### SUPPLIED DATA
>> BEGIN
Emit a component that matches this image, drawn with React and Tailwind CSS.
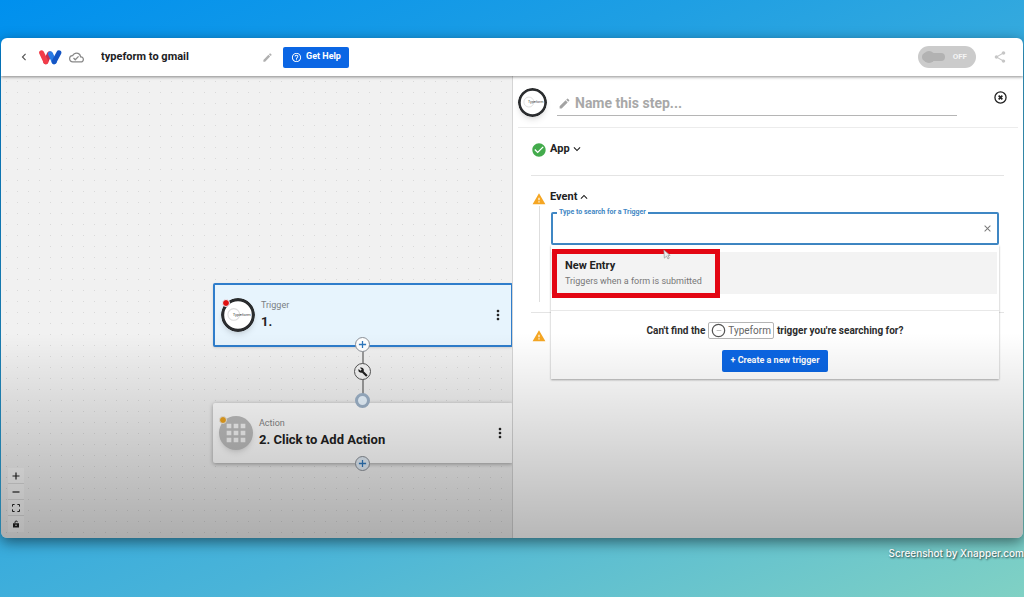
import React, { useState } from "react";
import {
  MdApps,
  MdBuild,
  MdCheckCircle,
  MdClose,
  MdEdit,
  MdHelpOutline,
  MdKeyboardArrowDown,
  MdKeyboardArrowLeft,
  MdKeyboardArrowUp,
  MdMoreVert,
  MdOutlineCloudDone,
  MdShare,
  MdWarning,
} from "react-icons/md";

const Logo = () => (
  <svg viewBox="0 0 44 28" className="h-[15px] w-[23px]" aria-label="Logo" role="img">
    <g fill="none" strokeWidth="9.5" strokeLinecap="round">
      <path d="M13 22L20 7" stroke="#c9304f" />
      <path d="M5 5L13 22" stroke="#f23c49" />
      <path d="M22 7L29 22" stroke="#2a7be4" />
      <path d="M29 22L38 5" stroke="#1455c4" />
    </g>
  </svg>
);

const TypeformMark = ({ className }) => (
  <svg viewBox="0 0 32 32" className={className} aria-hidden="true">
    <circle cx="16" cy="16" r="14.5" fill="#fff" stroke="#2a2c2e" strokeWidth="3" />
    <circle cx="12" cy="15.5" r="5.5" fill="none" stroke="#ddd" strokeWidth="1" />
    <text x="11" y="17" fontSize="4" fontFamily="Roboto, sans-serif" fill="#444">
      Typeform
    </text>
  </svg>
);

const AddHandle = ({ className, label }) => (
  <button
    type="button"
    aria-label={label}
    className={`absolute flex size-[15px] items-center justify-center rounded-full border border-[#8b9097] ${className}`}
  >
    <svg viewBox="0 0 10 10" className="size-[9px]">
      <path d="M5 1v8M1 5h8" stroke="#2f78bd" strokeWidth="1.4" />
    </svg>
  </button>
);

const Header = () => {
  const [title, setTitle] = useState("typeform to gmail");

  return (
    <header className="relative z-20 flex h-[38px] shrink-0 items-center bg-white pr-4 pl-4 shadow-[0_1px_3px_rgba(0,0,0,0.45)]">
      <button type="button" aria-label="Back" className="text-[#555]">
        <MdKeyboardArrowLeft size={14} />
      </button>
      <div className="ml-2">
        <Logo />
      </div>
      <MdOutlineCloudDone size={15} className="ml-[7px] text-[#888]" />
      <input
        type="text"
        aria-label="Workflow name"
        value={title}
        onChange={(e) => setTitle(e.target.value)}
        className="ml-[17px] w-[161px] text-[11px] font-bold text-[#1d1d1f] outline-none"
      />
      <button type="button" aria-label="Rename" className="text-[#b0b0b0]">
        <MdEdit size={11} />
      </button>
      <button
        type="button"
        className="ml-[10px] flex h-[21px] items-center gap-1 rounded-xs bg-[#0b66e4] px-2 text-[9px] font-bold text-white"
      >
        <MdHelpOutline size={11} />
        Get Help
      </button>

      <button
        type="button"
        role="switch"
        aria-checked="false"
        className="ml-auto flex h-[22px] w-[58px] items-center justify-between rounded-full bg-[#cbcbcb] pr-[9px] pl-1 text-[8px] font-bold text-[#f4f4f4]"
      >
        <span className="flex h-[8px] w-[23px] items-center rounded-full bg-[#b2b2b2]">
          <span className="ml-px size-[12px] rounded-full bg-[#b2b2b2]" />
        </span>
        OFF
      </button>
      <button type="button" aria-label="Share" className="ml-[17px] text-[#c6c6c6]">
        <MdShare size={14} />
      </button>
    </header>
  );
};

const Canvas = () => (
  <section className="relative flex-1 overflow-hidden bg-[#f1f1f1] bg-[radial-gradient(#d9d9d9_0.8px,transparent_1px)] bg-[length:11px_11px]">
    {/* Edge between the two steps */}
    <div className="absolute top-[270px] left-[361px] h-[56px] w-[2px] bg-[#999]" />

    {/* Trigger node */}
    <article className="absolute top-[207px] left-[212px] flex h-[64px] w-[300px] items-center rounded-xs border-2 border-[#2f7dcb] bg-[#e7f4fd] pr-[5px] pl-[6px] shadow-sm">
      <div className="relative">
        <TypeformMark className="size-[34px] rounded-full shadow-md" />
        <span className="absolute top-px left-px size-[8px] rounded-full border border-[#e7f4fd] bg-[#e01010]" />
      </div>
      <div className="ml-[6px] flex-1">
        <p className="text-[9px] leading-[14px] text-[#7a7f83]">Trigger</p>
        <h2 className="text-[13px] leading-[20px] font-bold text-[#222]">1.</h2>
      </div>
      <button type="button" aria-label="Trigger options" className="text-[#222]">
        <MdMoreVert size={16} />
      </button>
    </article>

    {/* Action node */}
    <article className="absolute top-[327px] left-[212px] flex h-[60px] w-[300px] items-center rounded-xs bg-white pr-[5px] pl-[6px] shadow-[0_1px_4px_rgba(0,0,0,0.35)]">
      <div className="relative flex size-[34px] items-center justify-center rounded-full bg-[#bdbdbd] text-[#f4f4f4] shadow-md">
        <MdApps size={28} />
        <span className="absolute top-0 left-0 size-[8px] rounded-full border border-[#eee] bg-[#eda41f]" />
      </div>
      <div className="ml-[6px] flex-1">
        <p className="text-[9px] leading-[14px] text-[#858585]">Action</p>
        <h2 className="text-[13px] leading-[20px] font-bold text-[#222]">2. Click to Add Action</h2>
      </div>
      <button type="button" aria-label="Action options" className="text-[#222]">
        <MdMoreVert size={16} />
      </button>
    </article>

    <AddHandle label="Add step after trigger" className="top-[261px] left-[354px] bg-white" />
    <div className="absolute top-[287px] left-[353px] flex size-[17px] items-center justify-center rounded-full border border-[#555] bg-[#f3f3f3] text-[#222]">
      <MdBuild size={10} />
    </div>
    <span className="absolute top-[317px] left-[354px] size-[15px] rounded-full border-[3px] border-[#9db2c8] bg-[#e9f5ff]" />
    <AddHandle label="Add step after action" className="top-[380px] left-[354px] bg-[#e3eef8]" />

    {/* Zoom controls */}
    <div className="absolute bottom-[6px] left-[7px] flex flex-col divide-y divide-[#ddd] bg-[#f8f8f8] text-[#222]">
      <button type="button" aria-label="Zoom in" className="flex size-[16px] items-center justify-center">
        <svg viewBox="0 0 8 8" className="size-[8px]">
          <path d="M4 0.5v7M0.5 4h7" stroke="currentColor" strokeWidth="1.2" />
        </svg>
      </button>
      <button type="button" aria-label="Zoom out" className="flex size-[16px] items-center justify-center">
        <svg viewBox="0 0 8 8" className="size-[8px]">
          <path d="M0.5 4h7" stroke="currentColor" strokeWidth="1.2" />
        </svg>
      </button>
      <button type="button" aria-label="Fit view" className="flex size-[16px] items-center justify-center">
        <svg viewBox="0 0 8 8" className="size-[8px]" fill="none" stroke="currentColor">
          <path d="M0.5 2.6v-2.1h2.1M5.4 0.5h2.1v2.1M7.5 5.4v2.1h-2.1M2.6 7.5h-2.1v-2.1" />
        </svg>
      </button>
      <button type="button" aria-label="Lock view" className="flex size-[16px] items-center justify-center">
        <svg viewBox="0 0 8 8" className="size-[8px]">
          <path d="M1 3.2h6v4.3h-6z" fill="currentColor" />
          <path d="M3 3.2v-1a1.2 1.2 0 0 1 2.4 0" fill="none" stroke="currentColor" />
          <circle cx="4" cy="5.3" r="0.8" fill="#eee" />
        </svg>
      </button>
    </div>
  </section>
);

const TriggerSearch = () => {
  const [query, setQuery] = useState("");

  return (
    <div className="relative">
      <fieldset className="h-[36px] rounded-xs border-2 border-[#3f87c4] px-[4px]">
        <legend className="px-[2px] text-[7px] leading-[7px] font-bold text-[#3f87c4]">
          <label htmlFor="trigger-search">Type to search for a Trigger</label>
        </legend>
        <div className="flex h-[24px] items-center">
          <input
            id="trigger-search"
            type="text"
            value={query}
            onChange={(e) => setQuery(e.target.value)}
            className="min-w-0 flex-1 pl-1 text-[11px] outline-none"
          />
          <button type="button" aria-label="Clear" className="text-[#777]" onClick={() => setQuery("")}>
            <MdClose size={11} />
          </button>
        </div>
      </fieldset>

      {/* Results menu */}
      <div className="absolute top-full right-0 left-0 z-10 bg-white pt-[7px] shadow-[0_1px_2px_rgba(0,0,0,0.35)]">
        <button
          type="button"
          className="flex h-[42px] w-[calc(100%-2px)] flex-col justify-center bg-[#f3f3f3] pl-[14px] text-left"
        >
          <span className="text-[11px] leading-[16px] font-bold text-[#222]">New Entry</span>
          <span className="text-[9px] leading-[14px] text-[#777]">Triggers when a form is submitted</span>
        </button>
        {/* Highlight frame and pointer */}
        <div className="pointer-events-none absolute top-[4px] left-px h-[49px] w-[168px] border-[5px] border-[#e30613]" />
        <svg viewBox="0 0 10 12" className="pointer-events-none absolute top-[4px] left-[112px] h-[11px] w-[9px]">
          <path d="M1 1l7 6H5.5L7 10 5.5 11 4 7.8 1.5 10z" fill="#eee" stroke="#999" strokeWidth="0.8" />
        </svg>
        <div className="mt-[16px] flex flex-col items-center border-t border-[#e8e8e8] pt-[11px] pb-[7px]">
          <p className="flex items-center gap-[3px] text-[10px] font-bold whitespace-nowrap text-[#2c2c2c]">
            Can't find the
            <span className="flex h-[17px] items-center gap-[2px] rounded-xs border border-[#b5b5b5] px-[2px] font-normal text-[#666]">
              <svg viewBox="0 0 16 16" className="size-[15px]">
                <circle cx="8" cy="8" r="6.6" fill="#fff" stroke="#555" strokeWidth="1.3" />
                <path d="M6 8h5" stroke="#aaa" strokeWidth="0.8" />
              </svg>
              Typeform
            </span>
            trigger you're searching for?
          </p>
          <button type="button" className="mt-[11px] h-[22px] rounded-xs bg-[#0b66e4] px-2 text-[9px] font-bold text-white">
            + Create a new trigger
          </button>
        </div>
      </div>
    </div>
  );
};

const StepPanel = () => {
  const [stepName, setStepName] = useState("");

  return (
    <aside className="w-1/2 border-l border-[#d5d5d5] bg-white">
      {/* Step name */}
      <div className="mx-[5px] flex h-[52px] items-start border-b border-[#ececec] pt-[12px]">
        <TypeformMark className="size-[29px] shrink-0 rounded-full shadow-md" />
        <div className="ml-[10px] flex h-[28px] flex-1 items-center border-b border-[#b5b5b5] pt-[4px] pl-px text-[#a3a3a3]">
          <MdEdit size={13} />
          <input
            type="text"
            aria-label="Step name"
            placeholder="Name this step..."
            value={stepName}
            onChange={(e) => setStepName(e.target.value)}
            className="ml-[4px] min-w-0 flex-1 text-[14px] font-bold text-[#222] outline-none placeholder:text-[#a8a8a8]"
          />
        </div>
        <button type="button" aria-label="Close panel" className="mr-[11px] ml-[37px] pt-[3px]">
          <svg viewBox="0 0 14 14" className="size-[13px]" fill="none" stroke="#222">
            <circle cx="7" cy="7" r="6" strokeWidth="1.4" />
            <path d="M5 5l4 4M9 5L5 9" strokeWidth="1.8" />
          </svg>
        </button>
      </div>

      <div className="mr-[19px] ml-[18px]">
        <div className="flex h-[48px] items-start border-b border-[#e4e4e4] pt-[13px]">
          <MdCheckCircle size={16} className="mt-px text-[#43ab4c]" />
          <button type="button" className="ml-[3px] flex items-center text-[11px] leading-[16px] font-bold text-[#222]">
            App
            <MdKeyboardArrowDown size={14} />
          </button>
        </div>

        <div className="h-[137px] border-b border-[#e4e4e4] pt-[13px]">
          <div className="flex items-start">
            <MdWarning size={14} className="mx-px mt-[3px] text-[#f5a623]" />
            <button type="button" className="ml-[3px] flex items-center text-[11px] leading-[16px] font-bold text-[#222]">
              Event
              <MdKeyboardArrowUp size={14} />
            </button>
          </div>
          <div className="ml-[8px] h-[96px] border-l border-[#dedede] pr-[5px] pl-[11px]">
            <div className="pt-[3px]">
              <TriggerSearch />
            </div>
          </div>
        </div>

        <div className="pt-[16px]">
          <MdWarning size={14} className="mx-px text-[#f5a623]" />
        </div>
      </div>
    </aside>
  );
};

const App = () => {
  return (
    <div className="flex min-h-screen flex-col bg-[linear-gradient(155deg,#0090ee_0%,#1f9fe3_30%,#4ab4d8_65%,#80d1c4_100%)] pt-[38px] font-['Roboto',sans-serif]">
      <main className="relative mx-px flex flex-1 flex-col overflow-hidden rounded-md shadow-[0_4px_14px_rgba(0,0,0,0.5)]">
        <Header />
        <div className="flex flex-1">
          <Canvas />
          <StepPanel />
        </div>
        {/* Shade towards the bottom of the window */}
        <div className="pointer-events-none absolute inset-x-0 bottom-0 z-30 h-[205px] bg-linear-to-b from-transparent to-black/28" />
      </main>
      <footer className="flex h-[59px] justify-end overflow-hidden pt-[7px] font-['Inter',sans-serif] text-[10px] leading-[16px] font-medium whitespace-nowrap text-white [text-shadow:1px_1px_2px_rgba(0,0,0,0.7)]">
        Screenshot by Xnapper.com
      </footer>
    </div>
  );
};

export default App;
>> END
### EXERCISE GOAL
Emit the lines of the material exactly, from its first line to the line containing "const [title, setTitle]", inclusive; leave every picture out.

### RESPONSE BELOW
Emit a component that matches this image, drawn with React and Tailwind CSS.
import React, { useState } from "react";
import {
  MdApps,
  MdBuild,
  MdCheckCircle,
  MdClose,
  MdEdit,
  MdHelpOutline,
  MdKeyboardArrowDown,
  MdKeyboardArrowLeft,
  MdKeyboardArrowUp,
  MdMoreVert,
  MdOutlineCloudDone,
  MdShare,
  MdWarning,
} from "react-icons/md";

const Logo = () => (
  <svg viewBox="0 0 44 28" className="h-[15px] w-[23px]" aria-label="Logo" role="img">
    <g fill="none" strokeWidth="9.5" strokeLinecap="round">
      <path d="M13 22L20 7" stroke="#c9304f" />
      <path d="M5 5L13 22" stroke="#f23c49" />
      <path d="M22 7L29 22" stroke="#2a7be4" />
      <path d="M29 22L38 5" stroke="#1455c4" />
    </g>
  </svg>
);

const TypeformMark = ({ className }) => (
  <svg viewBox="0 0 32 32" className={className} aria-hidden="true">
    <circle cx="16" cy="16" r="14.5" fill="#fff" stroke="#2a2c2e" strokeWidth="3" />
    <circle cx="12" cy="15.5" r="5.5" fill="none" stroke="#ddd" strokeWidth="1" />
    <text x="11" y="17" fontSize="4" fontFamily="Roboto, sans-serif" fill="#444">
      Typeform
    </text>
  </svg>
);

const AddHandle = ({ className, label }) => (
  <button
    type="button"
    aria-label={label}
    className={`absolute flex size-[15px] items-center justify-center rounded-full border border-[#8b9097] ${className}`}
  >
    <svg viewBox="0 0 10 10" className="size-[9px]">
      <path d="M5 1v8M1 5h8" stroke="#2f78bd" strokeWidth="1.4" />
    </svg>
  </button>
);

const Header = () => {
  const [title, setTitle] = useState("typeform to gmail");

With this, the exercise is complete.